Thoughts on levels of trust

Published Mar 17, 2017 at 4:00pm

Levels of trust: President Trump in a Tucker Carlson interview said he feels social media is the only way he has of honestly communicating with people, reaching some 30 million people. Trump ranked the “fakenews” media with NBC and CNN. That suggests, according to blogger anonamom, the mainstream media can no longer be trusted as a vehicle to convey accurate information to the citizens. Each reader has to become expert at choosing experts, sorting through different sources of news to establish levels of trust.

Media gullibility: Blogger Don Surber explains that gullibility is why liberals are liberal. “They are authoritarian by nature. They obey. They believe credentials give them license to be our lords. And so it goes with [MSNBC’s Rachel] Maddow. Trust authority. The polls are right. Four months later, they still cannot accept the election results. It was the Russians. It was Comey. It was The Donald cheating on his taxes.”

Taking offense: Blogger Another Bob points out a prime leftist tactic — privileging the meaning of the listener, not the speaker. What you say isn’t what you mean, what you mean is what the listener heard. Sorry, the freedom to offend is essential to democracy, although the freedom to offend does not imply the necessity to do so.

Double standards: When a Missouri rodeo clown wore an Obama mask, he was ridden out of the business by the mainstream media. The reaction when rapper Snoop Dog releases a video in which he shoots a Trump-like looking clown? Crickets.

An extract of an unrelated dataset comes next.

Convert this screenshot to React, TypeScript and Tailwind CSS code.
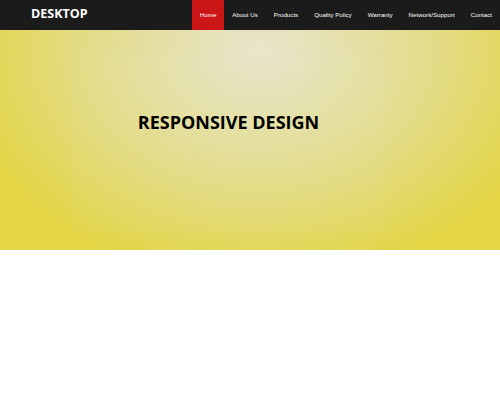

Close to home: A blog reader explains that the lack of coverage of Puerto Rican debt issues “is not at all due to the complexity of PR financial shenanigans, which they indeed are, but completely due to the similarity to individual state finances, such as New York or Illinois.” States with unfunded pension plans choose to overlook what may befall them.

Prove it: Facing pending cuts in Trump’s budget, the Corporation for Public Broadcasting released a statement calling itself an “essential national service.” Blogger MM replies, “Yes. I need that essential Antiques Road Show. I will collapse if I can’t see that.” Bloger Iggy adds, “If it’s essential, the people who find it so may fund it. More likely they may not, because it isn’t, which is what they’re really afraid people will realize.”

Clarity: From Powerline comes this — “. . . I want to point something out that seems to be missing from the discussion of health care. And that is the fact that politicians don’t seem to understand just what insurance is. Insurance is a financial service that pools money (premiums) from a cohort of individuals in order to provide protection from rare, but financially devastating, contingencies.”

Compared to Obama: When White House Press Secretary Sean Spicer “described how O’care was passed, unread, in the middle of the night, etc. etc., and compared it to how Trump is managing the process of Repeal and Replace, it’s abundantly clear who is the most transparent.”

Brain cramp: The idea that the world’s quality of life problems can be solved by bringing everyone to the United States is so typically liberal it hurts. Instead, let’s export what we do well at home, including the ideas that make it work. Then they can choose for themselves to follow it at home or not.